In general, tax credits may be claimed for tuition fees if they:
- Total more than $100 at a post-secondary school level paid to a university, college, or other educational institution in Canada;
- Total more than $100 for a student who is at least 16 years old at the end of the taxation year with skills for (or improve the student’s skills in) an occupation, paid to an educational institution in Canada certified by the Minister of Human Resources Development;
- Total more than $100 at a university, college or other educational institution in the United States to which a student living near the Canada-U.S. border commutes; or
- Are for full time courses at a university outside Canada that last for at least 13 consecutive weeks and lead to a degree.
You cannot claim any amount less than $100 for the year or the costs of books, room and board, or student association fees. Otherwise, you can claim total fees. This could also include the cost of courses and seminars related to your work. Individuals taking courses as a condition of their job can claim the costs as an employment expense rather than as a tax credit.
The tuition tax credit may be claimed whether the students or the company pays the fees. However, if your business pays for or reimburses employees for all or a portion of their tuition, they may claim the credit only if the amount is included as a taxable benefit.
An education amount tax credit and a textbook credit can be claimed for each whole or part month in which a taxpayer was enrolled in a qualifying program.
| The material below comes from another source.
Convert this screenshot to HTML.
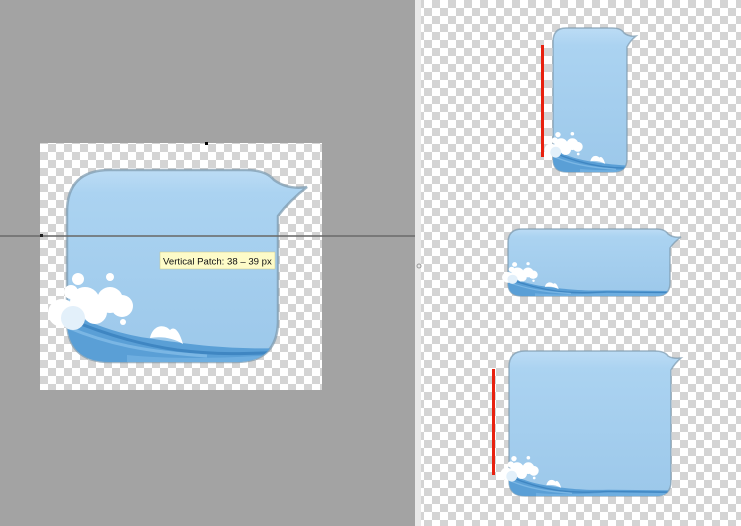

The amount of credits varies depending on whether the person was a full-time or part-time student. Individuals may claim the full-time credit if they attended only part-time and are eligible for the disability tax credit or would be eligible for the credit except that their disability is not severe and prolonged.
Unused Credits and Lifelong Learning
Unused tuition, education and textbook credits may be carried forward indefinitely to offset future income, or may be transferred to a spouse or common-law partner or to a parent or grandparent of you or your spouse or partner. The transfer of costs should not exceed more than the individuals can use on their tax returns. Any excess costs then can be carried forward.
If you have a Registered Retirement Savings Plan (RRSP), you may withdraw money tax-free to pay for qualifying full-time education and training for yourself or your spouse or common-law partner. However, you cannot withdraw money for both at the same time. If you are disabled, you can use the plan for both full-time and part-time education and training.
You may participate in the Lifelong Learning Plan as many times as you want, but you may not begin a new plan before the end of the year in which all previous withdrawals are repaid.
Consult with your accountant for more details.